The Lesson: Invest Time In Knowing and Being Yourself

This isn't just about career choices—it's about every aspect of how you live. Sarah's self-awareness didn't just guide her professional decisions. It influenced everything: the relationships she cultivated, the hobbies she pursued, the way she spent her weekends, even the apartment she chose to rent. She understood that her need for variety meant she thrived with friends who challenged her thinking. Her love of creativity led her to weekend pottery classes and cooking experiments. Her value of authentic connection meant she chose deeper friendships over larger social circles.


Mike's pattern of living for external validation extended far beyond his job. He dated people who looked good on paper rather than those who truly understood him. He spent weekends at networking events and expensive restaurants to maintain an image, when what he really craved was quiet time in nature with close friends. He lived in an expensive downtown apartment because it was where successful people were "supposed" to live, despite preferring suburban quiet.


Why Authenticity Is Your Life's Secret Weapon

When you deeply understand who you are, everything becomes clearer:


Your relationships improve dramatically. Instead of trying to be what you think others want, you attract people who genuinely appreciate the real you. Your friendships become deeper, your romantic relationships more fulfilling, and your family connections more honest.


Your free time becomes genuinely restorative. Rather than following someone else's idea of fun, you pursue activities that actually recharge you. Maybe that's hiking alone, hosting dinner parties, reading philosophy, or learning to skateboard at 35.

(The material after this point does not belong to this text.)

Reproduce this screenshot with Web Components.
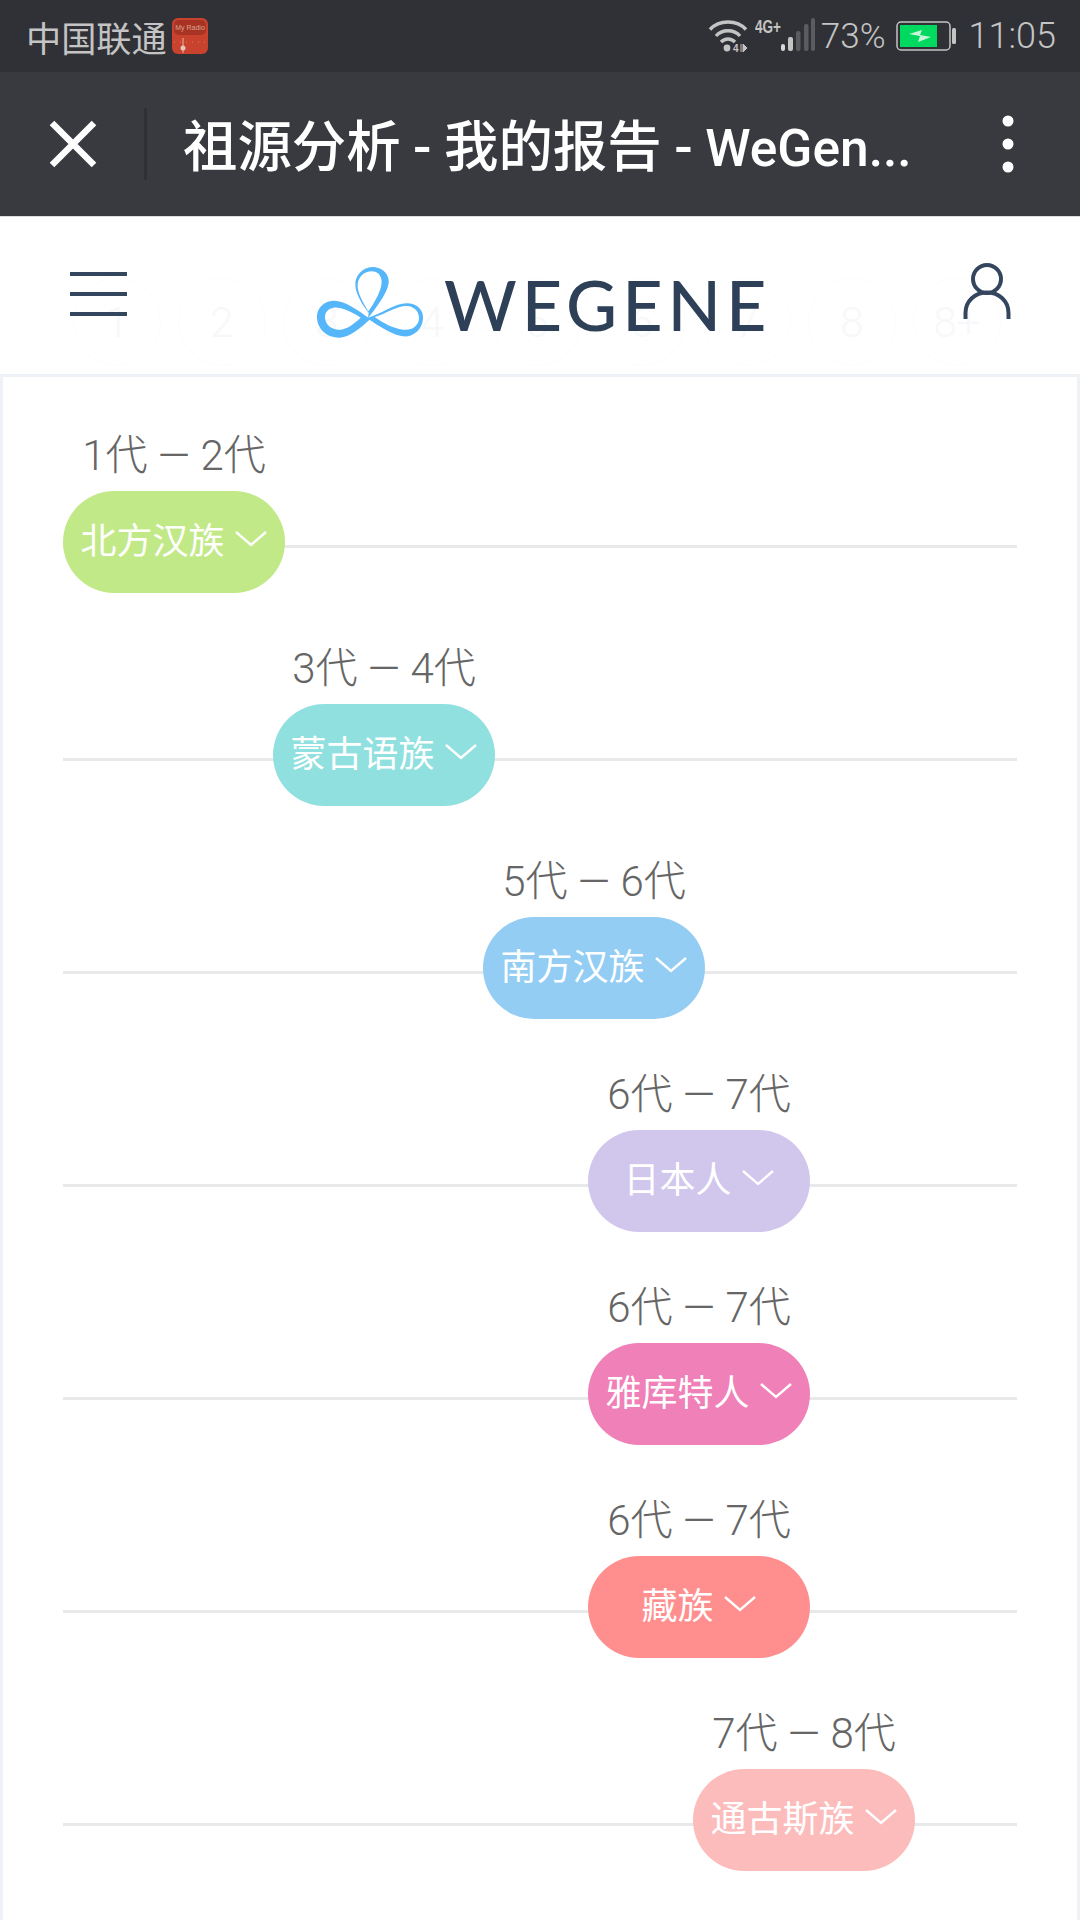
<!DOCTYPE html>
<html lang="zh">
<head>
<meta charset="utf-8">
<title>WeGene</title>
<style>
    html, body {
        margin: 0;
        padding: 0;
        width: 1080px;
        height: 1920px;
        overflow: hidden;
        background: #fff;
        font-family: Roboto, "Noto Sans CJK SC", sans-serif;
    }
</style>
</head>
<body>
<status-bar></status-bar>
<app-toolbar>祖源分析 - 我的报告 - <span style="font-size:51.5px">WeGen...</span></app-toolbar>
<site-header></site-header>
<report-list>
    <ancestor-row range="1代 — 2代" name="北方汉族" color="#c2e987" offset="0"></ancestor-row>
    <ancestor-row range="3代 — 4代" name="蒙古语族" color="#91e0e0" offset="210"></ancestor-row>
    <ancestor-row range="5代 — 6代" name="南方汉族" color="#93cdf4" offset="420"></ancestor-row>
    <ancestor-row range="6代 — 7代" name="日本人" color="#d1c6ec" offset="525"></ancestor-row>
    <ancestor-row range="6代 — 7代" name="雅库特人" color="#ef80b8" offset="525"></ancestor-row>
    <ancestor-row range="6代 — 7代" name="藏族" color="#ff8f8f" offset="525"></ancestor-row>
    <ancestor-row range="7代 — 8代" name="通古斯族" color="#fcbcbc" offset="630"></ancestor-row>
</report-list>

<script>
class StatusBar extends HTMLElement {
    constructor() {
        super();
        this.attachShadow({ mode: 'open' }).innerHTML = `
        <style>
            :host {
                display: flex;
                align-items: center;
                height: 72px;
                box-sizing: border-box;
                padding: 0 24px 0 26px;
                background: #303136;
                color: #c4c4c4;
                font-family: Roboto, "Noto Sans CJK SC", sans-serif;
                font-size: 35px;
                font-weight: 400;
            }
            .carrier { font-size: 35.2px; }
            .radio { margin-left: 5px; display: block; }
            .spacer { flex: 1; }
            .pct { font-size: 35px; font-weight: 300; margin-left: 6px; }
            .batt { margin-left: 10px; display: block; }
            .time { font-size: 36px; font-weight: 300; margin-left: 13px; }
            svg text { font-family: "Liberation Sans", sans-serif; }
        </style>
        <span class="carrier">中国联通</span>
        <svg class="radio" width="36" height="36" viewBox="0 0 36 36">
            <rect width="36" height="36" rx="6" fill="#c8422d"/>
            <rect x="2" y="2" width="32" height="15" rx="5" fill="#a83323"/>
            <text x="18" y="12" font-size="7" fill="#d8a596" text-anchor="middle">My Radio</text>
            <path d="M2 24h32" stroke="#dd7a68" stroke-width="1" stroke-dasharray="1 5"/>
            <path d="M11 20v15" stroke="#e6b3a8" stroke-width="1"/>
            <circle cx="11" cy="30" r="2.5" fill="#e6c6bf"/>
        </svg>
        <span class="spacer"></span>
        <svg width="40" height="36" viewBox="0 0 40 36" style="display:block">
            <g fill="none" stroke="#c4c4c4" stroke-width="3.4">
                <path d="M2 11.5C11 1.5 29 1.500 38 11.500"/>
                <path d="M8 18C14 11 26 11 32 18"/>
                <path d="M13 24C17 20 23 20 27 24"/>
            </g>
            <circle cx="19" cy="30" r="3.400" fill="#c4c4c4"/>
            <text x="25" y="34" font-size="10" font-weight="700" fill="#c4c4c4">4</text>
            <path d="M33 26v8M35 26l4 4-4 4z" fill="#c4c4c4" stroke="#c4c4c4" stroke-width="1"/>
        </svg>
        <svg width="60" height="36" viewBox="0 0 60 36" style="display:block;margin-left:7px">
            <text x="0" y="15" font-size="18" font-weight="700" fill="#c4c4c4" textLength="26" lengthAdjust="spacingAndGlyphs">4G+</text>
            <rect x="26" y="26" width="4" height="7" rx="2" fill="#d8d8d8"/>
            <rect x="33" y="19" width="5" height="14" rx="2" fill="#c4c4c4"/>
            <rect x="41" y="13" width="4.500" height="20" rx="2" fill="#5b5c60"/>
            <rect x="49" y="6" width="4.500" height="27" rx="2" fill="#5b5c60"/>
            <rect x="56" y="0" width="4" height="33" rx="2" fill="#5b5c60"/>
        </svg>
        <span class="pct">73%</span>
        <svg class="batt" width="60" height="30" viewBox="0 0 60 30">
            <rect x="1" y="1" width="53" height="28" rx="4" fill="none" stroke="#c4c4c4" stroke-width="1.500"/>
            <rect x="4" y="4" width="37" height="22" fill="#00d95f"/>
            <path d="M13 13l13-4-2 5 11 2-13 5 2-6z" fill="#c9f5d9"/>
            <rect x="56" y="7" width="4" height="16" rx="1.500" fill="#c4c4c4"/>
        </svg>
        <span class="time">11:05</span>
        `;
    }
}

const toolbarTemplate = document.createElement('template');
toolbarTemplate.innerHTML = `
    <style>
        :host {
            display: flex;
            align-items: center;
            height: 144px;
            background: #383a40;
            color: #fff;
            font-family: Roboto, "Noto Sans CJK SC", sans-serif;
        }
        .close { display: block; margin-left: 49px; }
        .divider { width: 3px; height: 72px; margin-left: 47px; background: #2f3035; }
        .title {
            flex: 1;
            margin-left: 36px;
            margin-top: -4px;
            font-size: 54.4px;
            font-weight: 500;
            word-spacing: -1px;
            white-space: nowrap;
        }
        .dots { display: block; margin-right: 66px; }
    </style>
    <svg class="close" width="48" height="48" viewBox="0 0 48 48">
        <path d="M3 3L45 45M45 3L3 45" stroke="#fff" stroke-width="6.500" fill="none"/>
    </svg>
    <div class="divider"></div>
    <div class="title"><slot></slot></div>
    <svg class="dots" width="12" height="58" viewBox="0 0 12 58">
        <circle cx="6" cy="6" r="5.500" fill="#fff"/>
        <circle cx="6" cy="29" r="5.500" fill="#fff"/>
        <circle cx="6" cy="52" r="5.500" fill="#fff"/>
    </svg>
`;

class AppToolbar extends HTMLElement {
    constructor() {
        super();
        this.attachShadow({ mode: 'open' }).appendChild(toolbarTemplate.content.cloneNode(true));
    }
}

class SiteHeader extends HTMLElement {
    constructor() {
        super();
        const marks = ['1', '2', '3', '4', '5', '6', '7', '8', '8+'];
        this.attachShadow({ mode: 'open' }).innerHTML = `
        <style>
            :host {
                display: flex;
                align-items: center;
                position: relative;
                height: 161px;
                box-sizing: border-box;
                border-top: 1px solid #dcdddf;
                border-bottom: 3px solid #eef1f5;
                background: #fff;
            }
            /* the page scrolled under a translucent header */
            .under {
                position: absolute;
                left: 73px;
                top: 61px;
                display: flex;
                gap: 17px;
            }
            .under span {
                width: 88px;
                height: 88px;
                box-sizing: border-box;
                border: 1px solid #fdfdfe;
                border-radius: 50%;
                display: flex;
                align-items: center;
                justify-content: center;
                color: #f7f8f9;
                font: 300 42px Roboto, sans-serif;
            }
            .menu, .logo, .user { position: relative; }
            .menu { display: block; margin-left: 70px; margin-top: -3px; }
            .logo { display: flex; align-items: center; margin-left: 190px; margin-top: 14px; }
            .logo svg { display: block; }
            .word {
                margin-left: 19px;
                margin-top: 2px;
                font: 500 70px Lato, sans-serif;
                letter-spacing: 5px;
                color: #2e4057;
                line-height: 70px;
            }
            .user { display: block; margin-left: auto; margin-right: 69px; margin-top: -8px; }
        </style>
        <div class="under">${marks.map(m => `<span>${m}</span>`).join('')}</div>
        <svg class="menu" width="57" height="46" viewBox="0 0 57 46">
            <path d="M1 3h55M1 23h55M1 43h55" stroke="#34465e" stroke-width="4.200" stroke-linecap="round"/>
        </svg>
        <div class="logo">
            <svg width="108" height="73" viewBox="52 50 324 219">
                <path fill="#55b6fa" fill-rule="evenodd" d="M212 209C172 180 132 152 100 154C68 157 50 180 52 206C54 242 85 266 120 265C152 264 184 234 212 209ZM183 205C156 188 125 173 102 175C85 177 75 190 76 206C78 227 97 242 120 241C142 240 164 223 183 205Z"/>
                <path fill="#55b6fa" fill-rule="evenodd" d="M205 207C238 165 270 120 267 92C264 67 240 52 218 53C190 54 165 78 167 108C168 135 190 170 207 190ZM206 186C190 160 172 130 174 105C176 82 195 66 216 66C235 66 246 80 246 98C246 122 225 160 206 186Z"/>
                <path fill="#55b6fa" fill-rule="evenodd" d="M205 205C245 195 285 160 325 162C355 164 372 185 370 208C368 241 340 264 310 261C280 258 240 232 202 207ZM225 203C255 195 290 170 322 170C345 171 359 188 358 208C357 227 340 243 312 241C285 239 250 222 225 203Z"/>
            </svg>
            <span class="word">WEGENE</span>
        </div>
        <svg class="user" width="48" height="58" viewBox="0 0 48 58">
            <circle cx="24" cy="16" r="14" fill="none" stroke="#34465e" stroke-width="4"/>
            <path d="M2.500 56V50C2.500 38 12 29.500 24 29.500S45.500 38 45.500 50V56" fill="none" stroke="#34465e" stroke-width="4"/>
        </svg>
        `;
    }
}

const listTemplate = document.createElement('template');
listTemplate.innerHTML = `
    <style>
        :host {
            display: flex;
            flex-direction: column;
            gap: 51px;
            box-sizing: border-box;
            height: 1545px;
            padding: 54px 60px 0;
            border-left: 3px solid #eef1f5;
            border-right: 3px solid #eef1f5;
            background: #fff;
        }
    </style>
    <slot></slot>
`;

class ReportList extends HTMLElement {
    constructor() {
        super();
        this.attachShadow({ mode: 'open' }).appendChild(listTemplate.content.cloneNode(true));
    }
}

const rowTemplate = document.createElement('template');
rowTemplate.innerHTML = `
    <style>
        :host {
            display: flex;
            height: 162px;
            font-family: Roboto, "Noto Sans CJK SC", sans-serif;
            background: linear-gradient(#e8e9eb, #e8e9eb) 0 114px / 100% 3px no-repeat;
        }
        .item {
            width: 222px;
            display: flex;
            flex-direction: column;
            align-items: center;
        }
        .range {
            height: 60px;
            font-size: 42px;
            font-weight: 300;
            line-height: 50px;
            color: #666;
            white-space: nowrap;
        }
        .pill {
            width: 222px;
            height: 102px;
            border-radius: 51px;
            display: flex;
            align-items: center;
            justify-content: center;
            gap: 9px;
            color: #fff;
            font-size: 36px;
            font-weight: 400;
        }
        .name { margin-top: -9px; }
        .pill svg { display: block; margin-top: -6px; }
    </style>
    <div class="item">
        <div class="range"></div>
        <div class="pill">
            <span class="name"></span>
            <svg width="34" height="18" viewBox="0 0 34 18">
                <path d="M2 2L17 15L32 2" fill="none" stroke="#fff" stroke-width="2.400"/>
            </svg>
        </div>
    </div>
`;

class AncestorRow extends HTMLElement {
    constructor() {
        super();
        this._shadowRoot = this.attachShadow({ mode: 'open' });
        this._shadowRoot.appendChild(rowTemplate.content.cloneNode(true));

        this.itemEl = this._shadowRoot.querySelector('.item');
        this.rangeEl = this._shadowRoot.querySelector('.range');
        this.pillEl = this._shadowRoot.querySelector('.pill');
        this.nameEl = this._shadowRoot.querySelector('.name');
    }

    connectedCallback() {
        this.rangeEl.textContent = this.getAttribute('range');
        this.nameEl.textContent = this.getAttribute('name');
        this.pillEl.style.background = this.getAttribute('color');
        this.itemEl.style.marginLeft = this.getAttribute('offset') + 'px';
    }
}

window.customElements.define('status-bar', StatusBar);
window.customElements.define('app-toolbar', AppToolbar);
window.customElements.define('site-header', SiteHeader);
window.customElements.define('report-list', ReportList);
window.customElements.define('ancestor-row', AncestorRow);
</script>
</body>
</html>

Your decisions become faster and cleaner. When someone invites you to something that doesn't align with who you are, you can kindly decline without the guilt or second-guessing. When opportunities arise that do fit, you can say yes with confidence.


Your stress decreases significantly. There's enormous relief in dropping the exhausting performance of being someone else. When you're authentic, you're not constantly monitoring whether you're "doing it right."


The Questions That Matter (Beyond Your Resume)

Self-knowledge requires honest reflection on questions that go far deeper than career goals:


  • What environments make you feel most like yourself? (Busy coffee shops? Quiet libraries? Your kitchen? The outdoors?)

  • How do you prefer to connect with people? (Deep one-on-one conversations? Group activities? Acts of service?)

  • What does a perfect weekend look like for you, not for your Instagram feed?

  • What values do you refuse to compromise on, even when it's inconvenient?

  • What activities make you feel most alive and energized?

  • How do you process emotions and stress most effectively?


The Ripple Effect of Authenticity

When you commit to knowing and being yourself, it doesn't just change your life—it gives others permission to do the same. Your authentic relationships become models for the people around you. Your genuine pursuits inspire others to question their own choices. Your willingness to be real creates space for others to drop their masks too.

Sarah discovered this when friends started asking her how she seemed so content. Not successful in the traditional sense—content. They wanted to know her secret. Her answer was simple: she'd stopped trying to live someone else's life and started building her own.


Your Assignment (If You Choose to Accept It)

This week, pay attention to your energy levels throughout different activities and interactions. Notice:


  • When do you feel most like yourself?

  • What situations drain you, even when they're "supposed" to be fun?

  • Which relationships leave you feeling energized versus depleted?

  • What small choices could you make to align your daily life more closely with who you really are?


Don't overcomplicate it. Don't worry about what the "right" answers should be. Just get curious about what makes you... you. Because in a world full of people trying to be someone else, the most radical thing you can do is be authentically yourself. And it's not just morally right—it's the foundation of a life well-lived.